Written problem: Repeat the material in full. Keep every line exactly as it is.

Data section:
┌──

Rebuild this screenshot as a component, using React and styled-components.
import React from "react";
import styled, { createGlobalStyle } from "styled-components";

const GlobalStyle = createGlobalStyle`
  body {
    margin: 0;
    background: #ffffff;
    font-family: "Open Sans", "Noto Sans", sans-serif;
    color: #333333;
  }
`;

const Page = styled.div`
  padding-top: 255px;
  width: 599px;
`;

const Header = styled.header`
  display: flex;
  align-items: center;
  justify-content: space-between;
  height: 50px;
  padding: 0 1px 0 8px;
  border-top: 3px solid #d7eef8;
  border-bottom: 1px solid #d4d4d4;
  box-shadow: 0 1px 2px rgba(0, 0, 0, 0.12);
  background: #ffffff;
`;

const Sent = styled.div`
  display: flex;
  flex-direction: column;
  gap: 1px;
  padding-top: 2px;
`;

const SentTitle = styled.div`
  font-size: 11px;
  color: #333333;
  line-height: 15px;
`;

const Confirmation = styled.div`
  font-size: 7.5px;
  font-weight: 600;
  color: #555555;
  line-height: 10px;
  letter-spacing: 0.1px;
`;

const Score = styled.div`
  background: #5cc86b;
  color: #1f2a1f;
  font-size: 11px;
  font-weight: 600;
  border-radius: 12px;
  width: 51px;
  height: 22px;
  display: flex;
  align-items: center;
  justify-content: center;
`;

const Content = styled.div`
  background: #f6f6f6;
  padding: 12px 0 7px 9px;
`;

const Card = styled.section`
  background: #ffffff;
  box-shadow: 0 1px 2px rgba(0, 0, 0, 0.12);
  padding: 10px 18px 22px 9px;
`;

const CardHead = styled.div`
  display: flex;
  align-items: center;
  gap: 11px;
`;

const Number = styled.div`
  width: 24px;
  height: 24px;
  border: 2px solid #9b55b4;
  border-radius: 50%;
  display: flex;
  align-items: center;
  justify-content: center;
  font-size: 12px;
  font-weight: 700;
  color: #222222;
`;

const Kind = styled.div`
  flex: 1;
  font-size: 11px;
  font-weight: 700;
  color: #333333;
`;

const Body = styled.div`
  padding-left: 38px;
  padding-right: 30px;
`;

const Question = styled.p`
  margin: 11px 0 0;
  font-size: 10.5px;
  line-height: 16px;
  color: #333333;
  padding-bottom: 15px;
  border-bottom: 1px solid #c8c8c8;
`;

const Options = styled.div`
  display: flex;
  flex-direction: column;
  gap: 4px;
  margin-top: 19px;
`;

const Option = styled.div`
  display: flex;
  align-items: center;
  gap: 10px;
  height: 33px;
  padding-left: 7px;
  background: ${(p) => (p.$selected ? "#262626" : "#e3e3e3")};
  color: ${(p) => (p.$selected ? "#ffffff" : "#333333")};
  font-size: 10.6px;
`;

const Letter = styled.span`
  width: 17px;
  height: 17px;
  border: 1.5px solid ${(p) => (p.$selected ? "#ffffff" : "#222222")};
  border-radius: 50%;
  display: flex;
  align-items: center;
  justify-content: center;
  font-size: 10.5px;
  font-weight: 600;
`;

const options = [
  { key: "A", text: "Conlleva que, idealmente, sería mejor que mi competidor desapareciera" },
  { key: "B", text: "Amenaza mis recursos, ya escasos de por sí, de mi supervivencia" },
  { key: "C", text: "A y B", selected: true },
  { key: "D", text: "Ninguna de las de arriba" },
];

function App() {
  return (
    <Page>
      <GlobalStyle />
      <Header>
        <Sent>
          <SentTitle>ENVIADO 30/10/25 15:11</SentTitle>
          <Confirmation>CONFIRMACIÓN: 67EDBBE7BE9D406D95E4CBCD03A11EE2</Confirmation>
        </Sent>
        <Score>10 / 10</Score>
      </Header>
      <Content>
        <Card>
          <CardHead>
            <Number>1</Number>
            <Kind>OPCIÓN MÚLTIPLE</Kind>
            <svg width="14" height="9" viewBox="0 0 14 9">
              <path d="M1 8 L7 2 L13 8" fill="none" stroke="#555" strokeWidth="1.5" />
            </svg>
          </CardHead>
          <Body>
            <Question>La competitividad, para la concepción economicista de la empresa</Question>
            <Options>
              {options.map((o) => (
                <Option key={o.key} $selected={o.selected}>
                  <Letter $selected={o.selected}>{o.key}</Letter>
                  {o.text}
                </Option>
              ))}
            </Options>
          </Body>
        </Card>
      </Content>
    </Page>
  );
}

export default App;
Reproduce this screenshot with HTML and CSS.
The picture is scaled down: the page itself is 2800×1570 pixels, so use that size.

└──

Exercise response:
Rebuild this screenshot as a component, using React and styled-components.
import React from "react";
import styled, { createGlobalStyle } from "styled-components";

const GlobalStyle = createGlobalStyle`
  body {
    margin: 0;
    background: #ffffff;
    font-family: "Open Sans", "Noto Sans", sans-serif;
    color: #333333;
  }
`;

const Page = styled.div`
  padding-top: 255px;
  width: 599px;
`;

const Header = styled.header`
  display: flex;
  align-items: center;
  justify-content: space-between;
  height: 50px;
  padding: 0 1px 0 8px;
  border-top: 3px solid #d7eef8;
  border-bottom: 1px solid #d4d4d4;
  box-shadow: 0 1px 2px rgba(0, 0, 0, 0.12);
  background: #ffffff;
`;

const Sent = styled.div`
  display: flex;
  flex-direction: column;
  gap: 1px;
  padding-top: 2px;
`;

const SentTitle = styled.div`
  font-size: 11px;
  color: #333333;
  line-height: 15px;
`;

const Confirmation = styled.div`
  font-size: 7.5px;
  font-weight: 600;
  color: #555555;
  line-height: 10px;
  letter-spacing: 0.1px;
`;

const Score = styled.div`
  background: #5cc86b;
  color: #1f2a1f;
  font-size: 11px;
  font-weight: 600;
  border-radius: 12px;
  width: 51px;
  height: 22px;
  display: flex;
  align-items: center;
  justify-content: center;
`;

const Content = styled.div`
  background: #f6f6f6;
  padding: 12px 0 7px 9px;
`;

const Card = styled.section`
  background: #ffffff;
  box-shadow: 0 1px 2px rgba(0, 0, 0, 0.12);
  padding: 10px 18px 22px 9px;
`;

const CardHead = styled.div`
  display: flex;
  align-items: center;
  gap: 11px;
`;

const Number = styled.div`
  width: 24px;
  height: 24px;
  border: 2px solid #9b55b4;
  border-radius: 50%;
  display: flex;
  align-items: center;
  justify-content: center;
  font-size: 12px;
  font-weight: 700;
  color: #222222;
`;

const Kind = styled.div`
  flex: 1;
  font-size: 11px;
  font-weight: 700;
  color: #333333;
`;

const Body = styled.div`
  padding-left: 38px;
  padding-right: 30px;
`;

const Question = styled.p`
  margin: 11px 0 0;
  font-size: 10.5px;
  line-height: 16px;
  color: #333333;
  padding-bottom: 15px;
  border-bottom: 1px solid #c8c8c8;
`;

const Options = styled.div`
  display: flex;
  flex-direction: column;
  gap: 4px;
  margin-top: 19px;
`;

const Option = styled.div`
  display: flex;
  align-items: center;
  gap: 10px;
  height: 33px;
  padding-left: 7px;
  background: ${(p) => (p.$selected ? "#262626" : "#e3e3e3")};
  color: ${(p) => (p.$selected ? "#ffffff" : "#333333")};
  font-size: 10.6px;
`;

const Letter = styled.span`
  width: 17px;
  height: 17px;
  border: 1.5px solid ${(p) => (p.$selected ? "#ffffff" : "#222222")};
  border-radius: 50%;
  display: flex;
  align-items: center;
  justify-content: center;
  font-size: 10.5px;
  font-weight: 600;
`;

const options = [
  { key: "A", text: "Conlleva que, idealmente, sería mejor que mi competidor desapareciera" },
  { key: "B", text: "Amenaza mis recursos, ya escasos de por sí, de mi supervivencia" },
  { key: "C", text: "A y B", selected: true },
  { key: "D", text: "Ninguna de las de arriba" },
];

function App() {
  return (
    <Page>
      <GlobalStyle />
      <Header>
        <Sent>
          <SentTitle>ENVIADO 30/10/25 15:11</SentTitle>
          <Confirmation>CONFIRMACIÓN: 67EDBBE7BE9D406D95E4CBCD03A11EE2</Confirmation>
        </Sent>
        <Score>10 / 10</Score>
      </Header>
      <Content>
        <Card>
          <CardHead>
            <Number>1</Number>
            <Kind>OPCIÓN MÚLTIPLE</Kind>
            <svg width="14" height="9" viewBox="0 0 14 9">
              <path d="M1 8 L7 2 L13 8" fill="none" stroke="#555" strokeWidth="1.5" />
            </svg>
          </CardHead>
          <Body>
            <Question>La competitividad, para la concepción economicista de la empresa</Question>
            <Options>
              {options.map((o) => (
                <Option key={o.key} $selected={o.selected}>
                  <Letter $selected={o.selected}>{o.key}</Letter>
                  {o.text}
                </Option>
              ))}
            </Options>
          </Body>
        </Card>
      </Content>
    </Page>
  );
}

export default App;
Reproduce this screenshot with HTML and CSS.
The picture is scaled down: the page itself is 2800×1570 pixels, so use that size.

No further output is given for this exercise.